In the early morning light, clouds take shape, shadows lighten and disappear, and resident geese begin their noisy social gathering for sustenance. Sipping on the day’s first cup of coffee, memories and remembrance gently visit the mind. Road traffic builds with commuters going to work and school buses following set routes pick-up students for school. Memories of four decades in classrooms are triggered by the sight of those rubber-tired cheese wagons with flashing strobe announcing their arrival. Remembering our children when they were school age, and the times we walked with them to school holding hands, shuffling through autumn leaves, and jabbing at winter’s snowflakes as we joyfully shared a journey to the schoolhouse door. How quickly the eyes fill with tears.

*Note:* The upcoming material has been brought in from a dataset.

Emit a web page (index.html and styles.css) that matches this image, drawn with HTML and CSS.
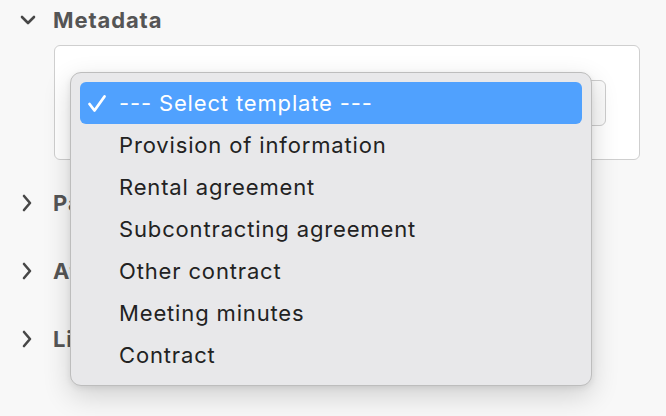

Now retired and released from structured obligations, memories of long-ago shift-work days when a young apprentice waited on the corner for public transportation headed for the steel mill. With a shopping bag of work clothes, brown bag lunch, and bus fare-- remembrance of sunlit, rainy, frozen and dark mornings bring melancholy feelings of less complicated times. It was a time of beginning—initial steps of the journey to grown-up. Day by day as life unfolded, apprehension lessened, uncertainty faded, confidence increased and future adventures were welcomed with passionate energy, enthusiasm and purpose: from classroom to factory, factory to campus, campus to classroom.
Thinking of years that have passed all too quickly, of goals accomplished and not reached, of dreams realized and not pursued, and all moments in between, brings mixed inner feelings. Most of all, there is personal thanksgiving and appreciation, knowing that items on this life’s resume are the result of hard work, dedication, faithfulness to trust, honor, respect and responsibility—and loving prayerful support far beyond the stars. November thoughts.